Skip to main content

ML & Data Debt: Models, Pipelines, and Data Quality

ML debt is uniquely dangerous because it is invisible -- a model can degrade silently for months before anyone notices. Google called ML systems "high-interest credit cards" of technical debt.

Technical debt in machine learning systems and data infrastructure combines code debt with data debt and model debt. This guide covers model drift, training data quality, ML pipeline debt, feature store management, data governance gaps, and the remediation strategies that keep ML systems reliable.

What is ML & Data Debt?

ML and data debt is technical debt in machine learning systems and data infrastructure. ML debt is uniquely dangerous because it is invisible -- a model can degrade silently for months before anyone notices. Google's seminal paper called ML systems "high-interest credit cards" of technical debt because they combine code debt with data debt and model debt.

This debt takes several distinct forms. Model drift means your predictions degrade as the world changes but your model stays static. Training data debt means your data quality, labeling, and documentation are insufficient. Pipeline debt means your ML workflows are fragile and irreproducible. Feature store debt means features are duplicated, inconsistent, and undocumented. Governance debt means nobody knows where data comes from or what depends on it.
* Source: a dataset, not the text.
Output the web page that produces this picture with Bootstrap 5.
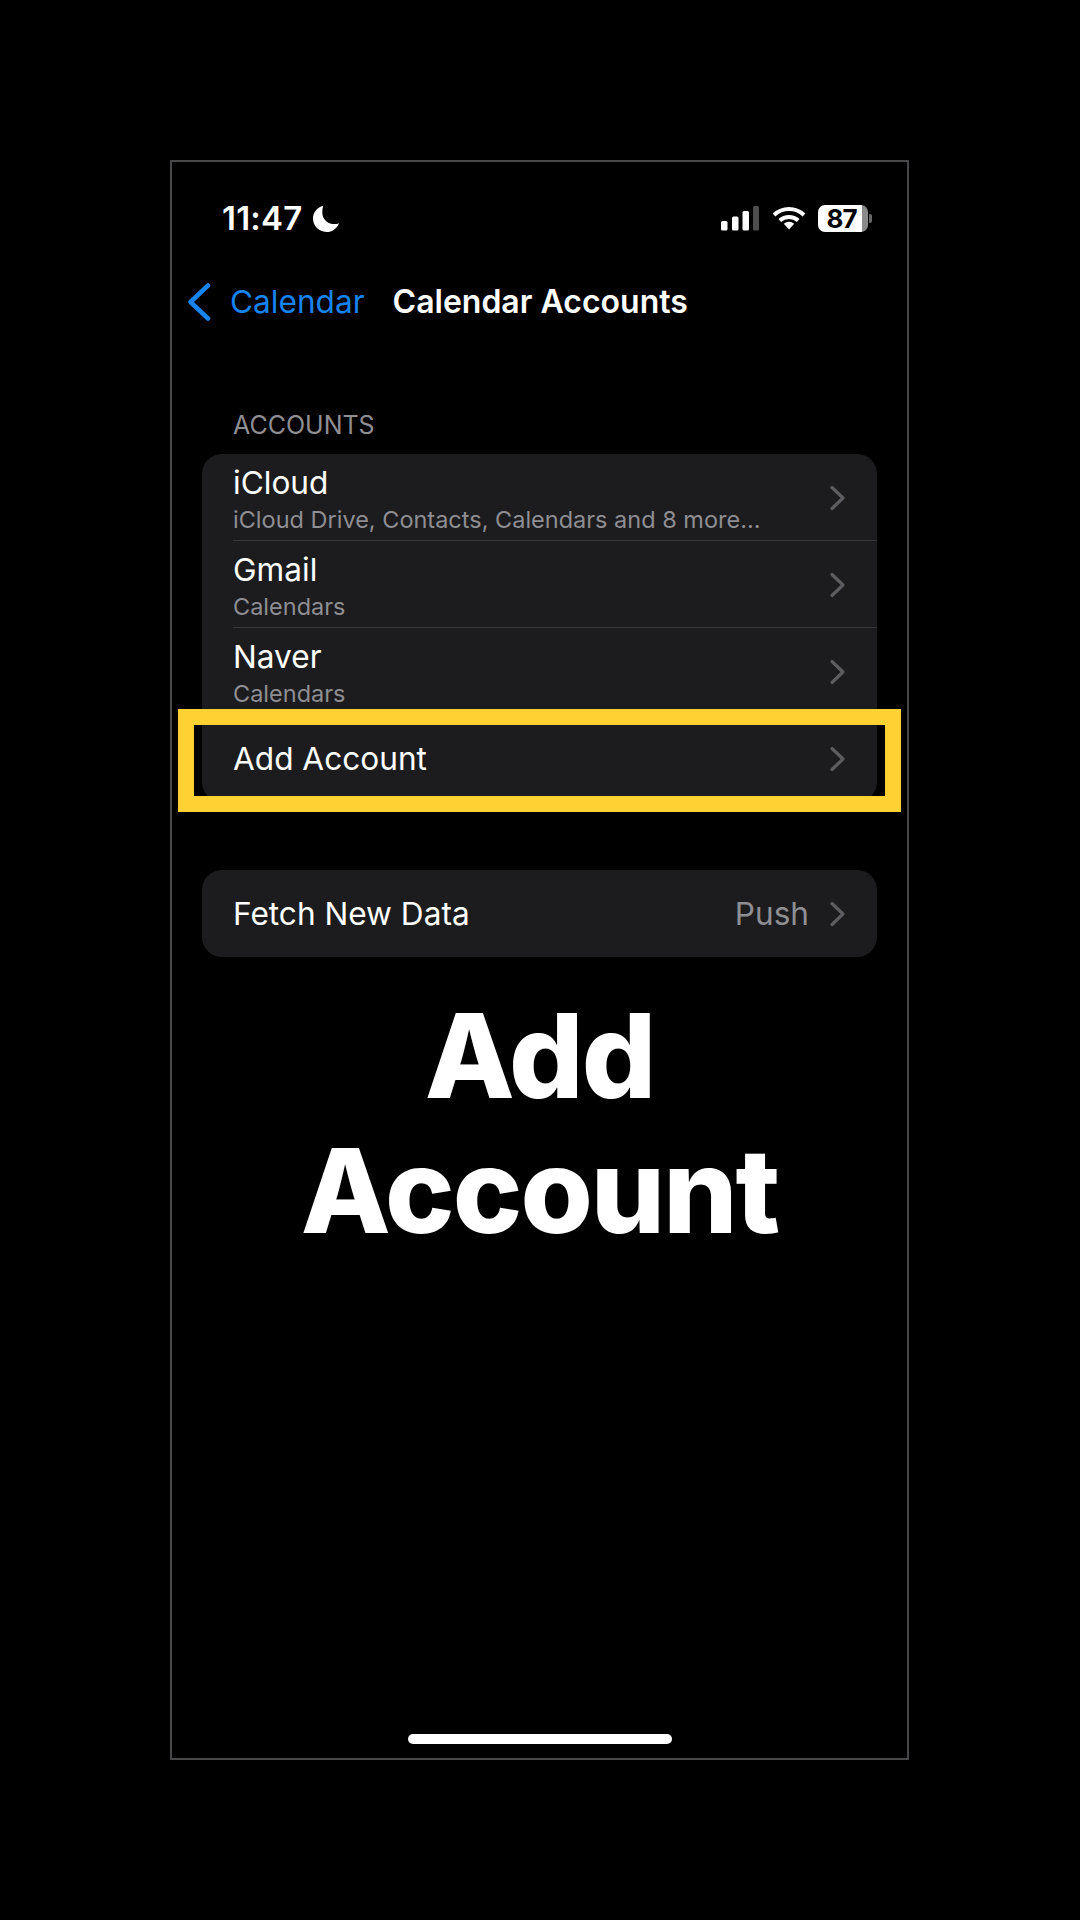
<!DOCTYPE html>
<html lang="en">
<head>
<meta charset="utf-8">
<title>Calendar Accounts</title>
<link href="https://cdn.jsdelivr.net/npm/bootstrap@5.3.0/dist/css/bootstrap.min.css" rel="stylesheet">
<style>
html,body{background:#000;height:1920px;}
body{font-family:Inter,"Liberation Sans",sans-serif;color:#fff;margin:0;overflow:hidden;}
.phone-frame{width:739px;height:1600px;margin:160px 0 0 170px;border:2px solid #47474a;}
.status-row{height:36px;margin-top:38px;padding:0 35px 0 50px;}
.clock{font-size:33px;font-weight:600;line-height:36px;letter-spacing:.2px;}
.moon-ico{width:27px;height:27px;margin-left:11px;}
.stat-gap-a{margin-left:13px;}
.stat-gap-b{margin-left:12px;}
.batt-shell{width:50px;height:27px;border-radius:7px;background:linear-gradient(90deg,#fff 44px,#8a8a8a 44px);color:#000;font-size:26px;font-weight:700;line-height:27px;text-align:center;letter-spacing:-1px;padding-right:3px;}
.batt-tip{width:3px;height:9px;background:#666;border-radius:0 2px 2px 0;margin-left:1px;}
.nav-line{height:40px;margin-top:46px;padding-left:15px;}
.nav-back{color:#1783ec;font-size:31.6px;line-height:40px;margin-left:19px;}
.nav-title{font-size:32px;font-weight:600;line-height:40px;margin-left:28px;}
.sect-label{color:#8e8e93;font-size:25px;line-height:30px;margin:88px 0 0 61px;}
.ios-group{margin:68px 30px 0 30px;background:#1c1c1e;border-radius:20px;overflow:hidden;}
.ios-row{background:transparent;border:0;color:#fff;height:87px;margin-left:31px;padding:9px 31px 0 0;border-bottom:1px solid #38383a;border-radius:0!important;}
.ios-row.single{padding-top:0;border-bottom:0;}
.ios-name{font-size:31.6px;line-height:40px;}
.ios-sub{font-size:23.5px;line-height:34px;color:#8e8e93;white-space:nowrap;}
.ios-val{font-size:31.6px;color:#8e8e93;line-height:40px;margin-right:20px;}
.chev{width:17px;height:26px;flex:none;}
.chev-low{margin-top:22px;}
.add-wrap{position:relative;}
.add-outline{position:absolute;left:-24px;right:-24px;top:-6px;bottom:-10px;border:16px solid #ffd133;pointer-events:none;}
.add-group{margin:14px 30px 0 30px;background:#1c1c1e;border-radius:20px;}
.headline{font-size:117px;font-weight:800;line-height:135px;text-align:center;margin:31px 0 0;letter-spacing:-2px;}
.home-bar{width:264px;height:10px;background:#fff;border-radius:5px;margin:auto auto 14px;}
</style>
</head>
<body>
<div class="phone-frame d-flex flex-column">
  <div class="status-row d-flex justify-content-between align-items-center">
    <div class="d-flex align-items-center">
      <span class="clock">11:47</span>
      <svg class="moon-ico" viewBox="0 0 25 25"><path fill="#fff" d="M9.5 0.8C4 2.2 0 6.9 0 12.6 0 19.4 5.5 25 12.4 25c5.4 0 10-3.4 11.7-8.2-1.2.5-2.7.8-4.2.8-6.6 0-11.3-4.8-11.3-11 0-2.2.3-4.1.9-5.8z"/></svg>
    </div>
    <div class="d-flex align-items-center">
      <svg width="38" height="25" viewBox="0 0 38 25"><rect x="0" y="15" width="6.5" height="9.5" rx="1.5" fill="#fff"/><rect x="11" y="10.5" width="6.5" height="14" rx="1.5" fill="#fff"/><rect x="21.5" y="5" width="6.5" height="19.5" rx="1.5" fill="#fff"/><rect x="32" y="0" width="6" height="24.5" rx="1.5" fill="#4d4d4d"/></svg>
      <svg class="stat-gap-a" width="34" height="24" viewBox="0 0 34 24"><path fill="none" stroke="#fff" stroke-width="4" d="M2 9C10.500 1 23.500 1 32 9"/><path fill="none" stroke="#fff" stroke-width="4" d="M7.800 14.500C13 9.800 21 9.800 26.200 14.500"/><path fill="#fff" d="M11.800 17.700C14.800 15 19.200 15 22.200 17.700L17 23.500z"/></svg>
      <div class="batt-shell stat-gap-b">87</div>
      <div class="batt-tip"></div>
    </div>
  </div>
  <div class="nav-line d-flex align-items-center">
    <svg width="24" height="38" viewBox="0 0 24 38"><polyline points="21,2.500 3.500,19 21,35.500" fill="none" stroke="#1783ec" stroke-width="4.500" stroke-linecap="round" stroke-linejoin="round"/></svg>
    <span class="nav-back">Calendar</span>
    <span class="nav-title">Calendar Accounts</span>
  </div>
  <div class="sect-label">ACCOUNTS</div>
  <div class="add-group">
    <div class="list-group list-group-flush">
      <div class="list-group-item ios-row d-flex justify-content-between align-items-start">
        <div><div class="ios-name">iCloud</div><div class="ios-sub">iCloud Drive, Contacts, Calendars and 8 more...</div></div>
        <svg class="chev chev-low" viewBox="0 0 17 26"><polyline points="3,2.500 14,13 3,23.500" fill="none" stroke="#5c5c61" stroke-width="3.200" stroke-linecap="round" stroke-linejoin="round"/></svg>
      </div>
      <div class="list-group-item ios-row d-flex justify-content-between align-items-start">
        <div><div class="ios-name">Gmail</div><div class="ios-sub">Calendars</div></div>
        <svg class="chev chev-low" viewBox="0 0 17 26"><polyline points="3,2.500 14,13 3,23.500" fill="none" stroke="#5c5c61" stroke-width="3.200" stroke-linecap="round" stroke-linejoin="round"/></svg>
      </div>
      <div class="list-group-item ios-row d-flex justify-content-between align-items-start">
        <div><div class="ios-name">Naver</div><div class="ios-sub">Calendars</div></div>
        <svg class="chev chev-low" viewBox="0 0 17 26"><polyline points="3,2.500 14,13 3,23.500" fill="none" stroke="#5c5c61" stroke-width="3.200" stroke-linecap="round" stroke-linejoin="round"/></svg>
      </div>
      <div class="add-wrap">
        <div class="list-group-item ios-row single d-flex justify-content-between align-items-center">
          <span class="ios-name">Add Account</span>
          <svg class="chev" viewBox="0 0 17 26"><polyline points="3,2.500 14,13 3,23.500" fill="none" stroke="#5c5c61" stroke-width="3.200" stroke-linecap="round" stroke-linejoin="round"/></svg>
        </div>
        <div class="add-outline"></div>
      </div>
    </div>
  </div>
  <div class="ios-group">
    <div class="list-group-item ios-row single d-flex align-items-center">
      <span class="ios-name me-auto">Fetch New Data</span>
      <span class="ios-val">Push</span>
      <svg class="chev" viewBox="0 0 17 26"><polyline points="3,2.500 14,13 3,23.500" fill="none" stroke="#5c5c61" stroke-width="3.200" stroke-linecap="round" stroke-linejoin="round"/></svg>
    </div>
  </div>
  <h1 class="headline">Add<br>Account</h1>
  <div class="home-bar"></div>
</div>
</body>
</html>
The testing challenge is also unique because you cannot unit test a model's real-world accuracy. ML systems have more failure modes that are harder to detect. A model that passes all tests can still make terrible predictions if the data distribution has shifted since training. Continuous monitoring and investment in MLOps infrastructure are essential.

Types of ML & Data Debt

ML debt spans the entire lifecycle from data collection to production inference. Each type compounds silently until predictions degrade or pipelines break.

Model Drift Debt

Models that were accurate at training time but have degraded as the world changed. Customer behavior shifted, market conditions evolved, but the model still uses patterns from years ago. Without drift detection, you are making decisions based on stale predictions.

Training Data Debt

Unlabeled data, inconsistent labeling standards, missing documentation about data collection methodology, biased sampling, data leakage between train and test sets, and personally identifiable information mixed into training datasets.

ML Pipeline Debt

Notebooks that became production code, manual feature engineering steps, no reproducibility, tangled dependencies between data processing and model training, and deployment processes that require a specific engineer's laptop to run.

Feature Store Debt

Duplicate features computed differently across teams, training-serving skew, no feature versioning, missing feature documentation, and stale features that are computed but never used. Feature computation can account for 60-80% of ML system cost.

Data Governance Debt

No data lineage tracking, missing data quality checks, unclear data ownership, inconsistent schemas across data sources, and no process for deprecating datasets. When data breaks, nobody knows what downstream systems are affected.

Experiment Tracking Debt

No record of which experiments were run, what parameters were tested, or why certain approaches were abandoned. Teams repeat failed experiments. Knowledge walks out the door when researchers leave. Model selection decisions cannot be audited or reproduced.

Detection & Assessment

ML debt is harder to detect than traditional code debt because models can degrade silently. These measurement strategies reveal the true health of your ML systems.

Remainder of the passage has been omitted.